◆ PROBLEM REQUIREMENTS:
Pictures aside, repeat every entry exactly.

◆ INFORMATION SUPPLIED:
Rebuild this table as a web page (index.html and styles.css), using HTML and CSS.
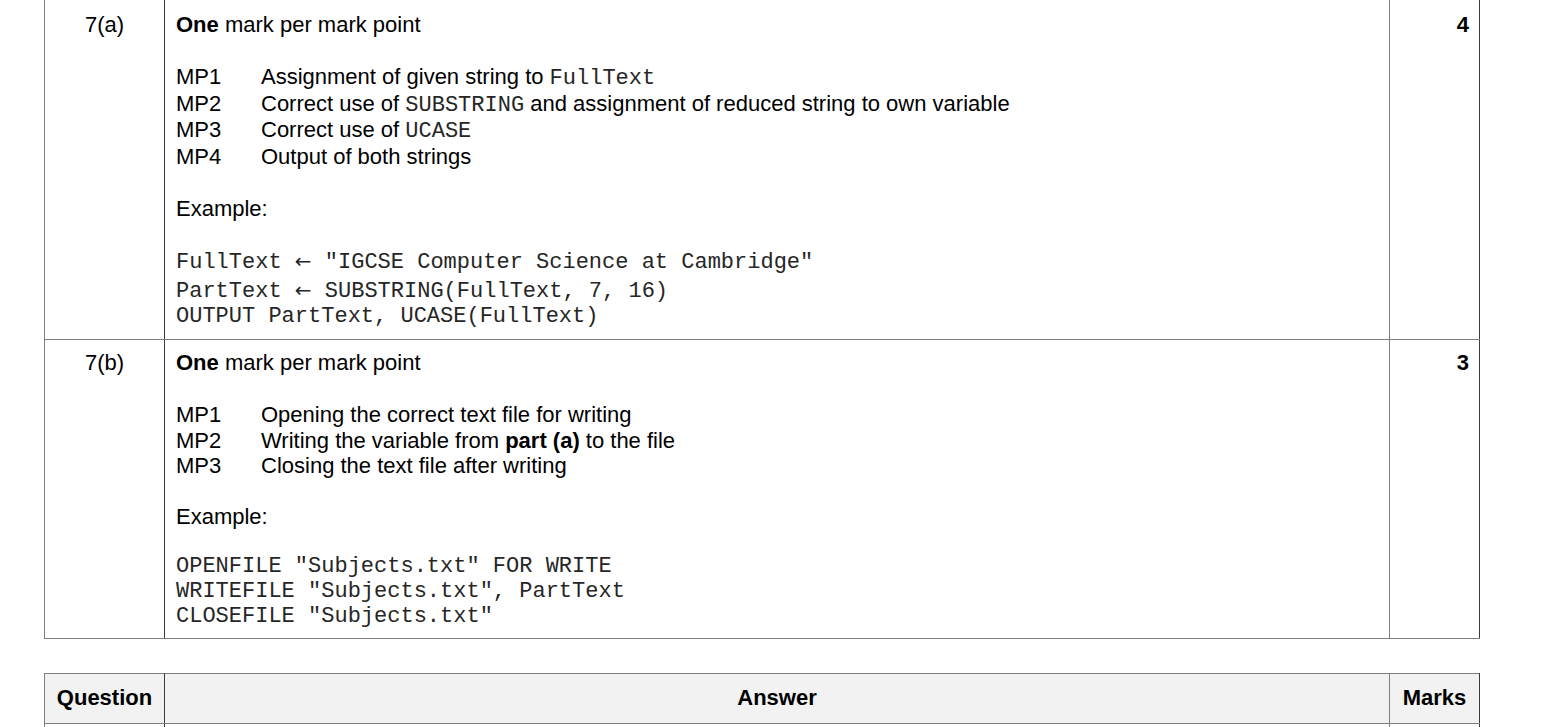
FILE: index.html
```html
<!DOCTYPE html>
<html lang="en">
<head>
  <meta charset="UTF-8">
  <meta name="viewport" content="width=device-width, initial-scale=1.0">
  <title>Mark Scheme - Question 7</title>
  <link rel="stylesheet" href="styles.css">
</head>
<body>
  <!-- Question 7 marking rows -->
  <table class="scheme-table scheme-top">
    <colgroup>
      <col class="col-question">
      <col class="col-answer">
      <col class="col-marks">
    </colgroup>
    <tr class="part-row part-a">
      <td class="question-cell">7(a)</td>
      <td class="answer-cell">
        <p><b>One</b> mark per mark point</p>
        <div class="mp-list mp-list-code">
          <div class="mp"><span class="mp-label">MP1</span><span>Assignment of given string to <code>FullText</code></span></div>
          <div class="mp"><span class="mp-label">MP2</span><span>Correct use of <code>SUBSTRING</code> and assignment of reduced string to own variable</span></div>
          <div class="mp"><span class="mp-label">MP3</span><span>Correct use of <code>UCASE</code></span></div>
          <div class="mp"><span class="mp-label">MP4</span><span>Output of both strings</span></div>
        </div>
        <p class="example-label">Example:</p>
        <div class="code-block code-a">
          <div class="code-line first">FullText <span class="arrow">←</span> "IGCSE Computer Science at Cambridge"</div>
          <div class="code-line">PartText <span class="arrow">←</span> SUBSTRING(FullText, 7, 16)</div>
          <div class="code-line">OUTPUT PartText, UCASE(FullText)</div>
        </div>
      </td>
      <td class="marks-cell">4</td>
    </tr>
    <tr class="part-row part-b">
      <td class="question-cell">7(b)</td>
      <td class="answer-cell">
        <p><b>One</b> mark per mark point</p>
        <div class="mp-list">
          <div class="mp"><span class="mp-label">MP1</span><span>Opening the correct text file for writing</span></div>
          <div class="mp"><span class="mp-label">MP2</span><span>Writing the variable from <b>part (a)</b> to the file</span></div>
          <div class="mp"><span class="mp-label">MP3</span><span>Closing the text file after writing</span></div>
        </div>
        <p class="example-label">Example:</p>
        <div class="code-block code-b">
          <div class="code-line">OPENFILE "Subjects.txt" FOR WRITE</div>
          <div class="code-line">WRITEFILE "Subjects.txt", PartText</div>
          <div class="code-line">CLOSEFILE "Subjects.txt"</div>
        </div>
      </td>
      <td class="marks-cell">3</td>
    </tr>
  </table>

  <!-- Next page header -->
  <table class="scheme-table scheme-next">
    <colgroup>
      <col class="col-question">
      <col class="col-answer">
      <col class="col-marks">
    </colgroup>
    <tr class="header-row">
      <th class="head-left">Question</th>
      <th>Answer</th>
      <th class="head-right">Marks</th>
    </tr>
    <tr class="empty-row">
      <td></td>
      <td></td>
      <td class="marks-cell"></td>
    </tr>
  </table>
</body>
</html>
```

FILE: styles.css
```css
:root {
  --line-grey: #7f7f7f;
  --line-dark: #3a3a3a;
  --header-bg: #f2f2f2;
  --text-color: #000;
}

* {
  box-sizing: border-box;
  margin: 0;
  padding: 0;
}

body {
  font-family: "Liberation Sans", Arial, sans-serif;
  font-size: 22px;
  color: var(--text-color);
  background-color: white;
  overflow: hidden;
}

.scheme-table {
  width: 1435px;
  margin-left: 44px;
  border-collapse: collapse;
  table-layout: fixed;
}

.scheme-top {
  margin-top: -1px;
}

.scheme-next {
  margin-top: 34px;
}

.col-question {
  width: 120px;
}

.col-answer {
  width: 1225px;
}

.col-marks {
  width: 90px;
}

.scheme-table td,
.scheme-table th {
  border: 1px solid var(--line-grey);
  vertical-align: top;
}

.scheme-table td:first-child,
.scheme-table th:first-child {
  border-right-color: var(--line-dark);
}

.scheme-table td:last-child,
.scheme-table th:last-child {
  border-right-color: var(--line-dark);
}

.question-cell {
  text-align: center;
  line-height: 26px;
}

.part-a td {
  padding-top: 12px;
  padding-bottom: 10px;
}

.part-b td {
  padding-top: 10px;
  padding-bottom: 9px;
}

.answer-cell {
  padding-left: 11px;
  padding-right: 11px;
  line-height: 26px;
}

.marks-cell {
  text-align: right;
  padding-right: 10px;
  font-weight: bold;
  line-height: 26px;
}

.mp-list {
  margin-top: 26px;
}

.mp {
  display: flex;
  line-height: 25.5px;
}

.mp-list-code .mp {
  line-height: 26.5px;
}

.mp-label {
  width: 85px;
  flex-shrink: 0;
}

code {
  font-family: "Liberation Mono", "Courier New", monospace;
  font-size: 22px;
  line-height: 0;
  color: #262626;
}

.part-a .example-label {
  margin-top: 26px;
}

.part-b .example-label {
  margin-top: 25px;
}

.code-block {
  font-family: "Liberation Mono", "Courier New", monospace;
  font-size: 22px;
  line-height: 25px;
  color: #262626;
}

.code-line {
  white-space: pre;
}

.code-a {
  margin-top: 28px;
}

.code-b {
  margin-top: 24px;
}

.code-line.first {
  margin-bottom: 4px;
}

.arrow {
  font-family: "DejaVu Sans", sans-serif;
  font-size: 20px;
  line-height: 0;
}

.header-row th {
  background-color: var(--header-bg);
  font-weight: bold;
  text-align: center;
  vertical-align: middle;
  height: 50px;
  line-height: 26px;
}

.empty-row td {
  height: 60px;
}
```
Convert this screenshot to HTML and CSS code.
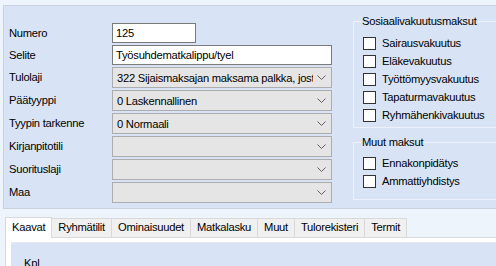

◆ SOLUTION TO THE EXERCISE:
Rebuild this table as a web page (index.html and styles.css), using HTML and CSS.
FILE: index.html
```html
<!DOCTYPE html>
<html lang="en">
<head>
  <meta charset="UTF-8">
  <meta name="viewport" content="width=device-width, initial-scale=1.0">
  <title>Mark Scheme - Question 7</title>
  <link rel="stylesheet" href="styles.css">
</head>
<body>
  <!-- Question 7 marking rows -->
  <table class="scheme-table scheme-top">
    <colgroup>
      <col class="col-question">
      <col class="col-answer">
      <col class="col-marks">
    </colgroup>
    <tr class="part-row part-a">
      <td class="question-cell">7(a)</td>
      <td class="answer-cell">
        <p><b>One</b> mark per mark point</p>
        <div class="mp-list mp-list-code">
          <div class="mp"><span class="mp-label">MP1</span><span>Assignment of given string to <code>FullText</code></span></div>
          <div class="mp"><span class="mp-label">MP2</span><span>Correct use of <code>SUBSTRING</code> and assignment of reduced string to own variable</span></div>
          <div class="mp"><span class="mp-label">MP3</span><span>Correct use of <code>UCASE</code></span></div>
          <div class="mp"><span class="mp-label">MP4</span><span>Output of both strings</span></div>
        </div>
        <p class="example-label">Example:</p>
        <div class="code-block code-a">
          <div class="code-line first">FullText <span class="arrow">←</span> "IGCSE Computer Science at Cambridge"</div>
          <div class="code-line">PartText <span class="arrow">←</span> SUBSTRING(FullText, 7, 16)</div>
          <div class="code-line">OUTPUT PartText, UCASE(FullText)</div>
        </div>
      </td>
      <td class="marks-cell">4</td>
    </tr>
    <tr class="part-row part-b">
      <td class="question-cell">7(b)</td>
      <td class="answer-cell">
        <p><b>One</b> mark per mark point</p>
        <div class="mp-list">
          <div class="mp"><span class="mp-label">MP1</span><span>Opening the correct text file for writing</span></div>
          <div class="mp"><span class="mp-label">MP2</span><span>Writing the variable from <b>part (a)</b> to the file</span></div>
          <div class="mp"><span class="mp-label">MP3</span><span>Closing the text file after writing</span></div>
        </div>
        <p class="example-label">Example:</p>
        <div class="code-block code-b">
          <div class="code-line">OPENFILE "Subjects.txt" FOR WRITE</div>
          <div class="code-line">WRITEFILE "Subjects.txt", PartText</div>
          <div class="code-line">CLOSEFILE "Subjects.txt"</div>
        </div>
      </td>
      <td class="marks-cell">3</td>
    </tr>
  </table>

  <!-- Next page header -->
  <table class="scheme-table scheme-next">
    <colgroup>
      <col class="col-question">
      <col class="col-answer">
      <col class="col-marks">
    </colgroup>
    <tr class="header-row">
      <th class="head-left">Question</th>
      <th>Answer</th>
      <th class="head-right">Marks</th>
    </tr>
    <tr class="empty-row">
      <td></td>
      <td></td>
      <td class="marks-cell"></td>
    </tr>
  </table>
</body>
</html>
```

FILE: styles.css
```css
:root {
  --line-grey: #7f7f7f;
  --line-dark: #3a3a3a;
  --header-bg: #f2f2f2;
  --text-color: #000;
}

* {
  box-sizing: border-box;
  margin: 0;
  padding: 0;
}

body {
  font-family: "Liberation Sans", Arial, sans-serif;
  font-size: 22px;
  color: var(--text-color);
  background-color: white;
  overflow: hidden;
}

.scheme-table {
  width: 1435px;
  margin-left: 44px;
  border-collapse: collapse;
  table-layout: fixed;
}

.scheme-top {
  margin-top: -1px;
}

.scheme-next {
  margin-top: 34px;
}

.col-question {
  width: 120px;
}

.col-answer {
  width: 1225px;
}

.col-marks {
  width: 90px;
}

.scheme-table td,
.scheme-table th {
  border: 1px solid var(--line-grey);
  vertical-align: top;
}

.scheme-table td:first-child,
.scheme-table th:first-child {
  border-right-color: var(--line-dark);
}

.scheme-table td:last-child,
.scheme-table th:last-child {
  border-right-color: var(--line-dark);
}

.question-cell {
  text-align: center;
  line-height: 26px;
}

.part-a td {
  padding-top: 12px;
  padding-bottom: 10px;
}

.part-b td {
  padding-top: 10px;
  padding-bottom: 9px;
}

.answer-cell {
  padding-left: 11px;
  padding-right: 11px;
  line-height: 26px;
}

.marks-cell {
  text-align: right;
  padding-right: 10px;
  font-weight: bold;
  line-height: 26px;
}

.mp-list {
  margin-top: 26px;
}

.mp {
  display: flex;
  line-height: 25.5px;
}

.mp-list-code .mp {
  line-height: 26.5px;
}

.mp-label {
  width: 85px;
  flex-shrink: 0;
}

code {
  font-family: "Liberation Mono", "Courier New", monospace;
  font-size: 22px;
  line-height: 0;
  color: #262626;
}

.part-a .example-label {
  margin-top: 26px;
}

.part-b .example-label {
  margin-top: 25px;
}

.code-block {
  font-family: "Liberation Mono", "Courier New", monospace;
  font-size: 22px;
  line-height: 25px;
  color: #262626;
}

.code-line {
  white-space: pre;
}

.code-a {
  margin-top: 28px;
}

.code-b {
  margin-top: 24px;
}

.code-line.first {
  margin-bottom: 4px;
}

.arrow {
  font-family: "DejaVu Sans", sans-serif;
  font-size: 20px;
  line-height: 0;
}

.header-row th {
  background-color: var(--header-bg);
  font-weight: bold;
  text-align: center;
  vertical-align: middle;
  height: 50px;
  line-height: 26px;
}

.empty-row td {
  height: 60px;
}
```
Convert this screenshot to HTML and CSS code.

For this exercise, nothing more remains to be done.